Core Soft Skills That Matter in HSE

Skill

Why It Matters in HSE

Active Listening

Prevents miscommunication and encourages hazard reporting

Emotional Intelligence

Helps manage conflict, reduce stress, and build team trust

Assertiveness

Empowers people to speak up about safety concerns

Adaptability

Supports rapid changes in safety procedures or risk profiles

Collaboration

Improves coordination across functions, shifts, and contractors

Constructive Feedback

Enables continuous improvement without blame

Non-verbal Communication

Critical in high-noise or high-risk zones where gestures matter


Additional Tips for HSE Professionals


  • Be a team player: Align safety goals with operational objectives. Don’t create silos.

  • Be flexible: Safety conditions change, so must your response and leadership style.

  • Be positive and proactive: Safety leaders who inspire action achieve better compliance than those who coerce.


Optimizing HSE Performance Through Soft Skills


Organizations that prioritize soft skills in their HSE programs report:


  • Higher Leading Indicator Scores

  • Improved Safety Culture Survey Results

  • Reduction in Incident Rates (TRIR, LTIFR)

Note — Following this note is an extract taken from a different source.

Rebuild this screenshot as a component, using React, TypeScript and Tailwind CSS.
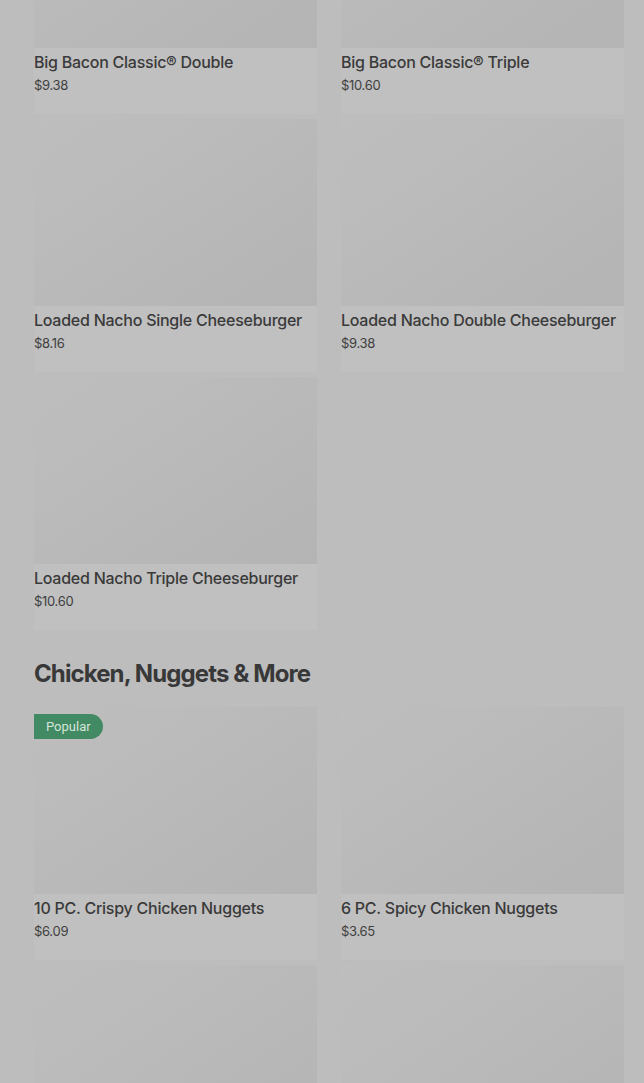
import React from "react";

type MenuItem = {
  name?: string;
  price?: string;
  popular?: boolean;
};

type MenuSection = {
  title?: string;
  items: MenuItem[];
};

const sections: MenuSection[] = [
  {
    items: [
      { name: "Big Bacon Classic® Double", price: "$9.38" },
      { name: "Big Bacon Classic® Triple", price: "$10.60" },
      { name: "Loaded Nacho Single Cheeseburger", price: "$8.16" },
      { name: "Loaded Nacho Double Cheeseburger", price: "$9.38" },
      { name: "Loaded Nacho Triple Cheeseburger", price: "$10.60" },
    ],
  },
  {
    title: "Chicken, Nuggets & More",
    items: [
      { name: "10 PC. Crispy Chicken Nuggets", price: "$6.09", popular: true },
      { name: "6 PC. Spicy Chicken Nuggets", price: "$3.65" },
      // next row is cut off by the bottom of the viewport
      {},
      {},
    ],
  },
];

const ItemCard = ({ item }: { item: MenuItem }) => (
  <div className="bg-[#c0c0c0] pb-[20px]">
    <div className="relative h-[187px] bg-gradient-to-br from-[#bebebe] to-[#b4b4b4]">
      {item.popular && (
        <span className="absolute left-0 top-[7px] h-[25px] pl-[12px] pr-[12px] rounded-r-full bg-[#418a63] text-[#d6e4da] text-[13px] leading-[25px] font-['Roboto',sans-serif]">
          Popular
        </span>
      )}
    </div>
    {item.name && (
      <>
        <p className="mt-[4px] text-[16px] leading-[20px] font-medium tracking-[-0.25px] text-[#3a3a3a] whitespace-nowrap">
          {item.name}
        </p>
        <p className="mt-[4px] text-[13px] leading-[18px] tracking-[-0.3px] text-[#3f3f3f]">
          {item.price}
        </p>
      </>
    )}
  </div>
);

const App = () => {
  return (
    <div className="h-[1083px] bg-[#bdbdbd] overflow-hidden font-['Inter',sans-serif]">
      <div className="-mt-[139px] pl-[34px] pr-[20px]">
        {sections.map((section, index) => (
          <section key={index} className={index > 0 ? "mt-[28px]" : ""}>
            {section.title && (
              <h2 className="text-[24px] leading-[32px] font-bold tracking-[-0.9px] text-[#383838] mb-[17px]">
                {section.title}
              </h2>
            )}
            <div className="grid grid-cols-2 gap-x-[24px] gap-y-[5px]">
              {section.items.map((item, i) => (
                <ItemCard key={i} item={item} />
              ))}
            </div>
          </section>
        ))}
      </div>
    </div>
  );
};

export default App;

  • Greater Engagement in Safety Meetings and Reporting

  • More Resilient Teams During Crisis or Emergencies


The bottom line: Better communication = fewer errors. Better teamwork = faster recovery.

Better leadership = stronger compliance.


Final Thoughts: The New Safety Skillset


Technical knowledge builds systems. Soft skills build people who use those systems well.


As HSE leaders, it’s not enough to audit for PPE compliance or run toolbox talks. We must build people fluency, the ability to connect, communicate, and lead across diverse teams, under pressure, with empathy and clarity.


Soft skills are no longer optional. They are a strategic lever for risk reduction, cultural alignment, and sustained performance.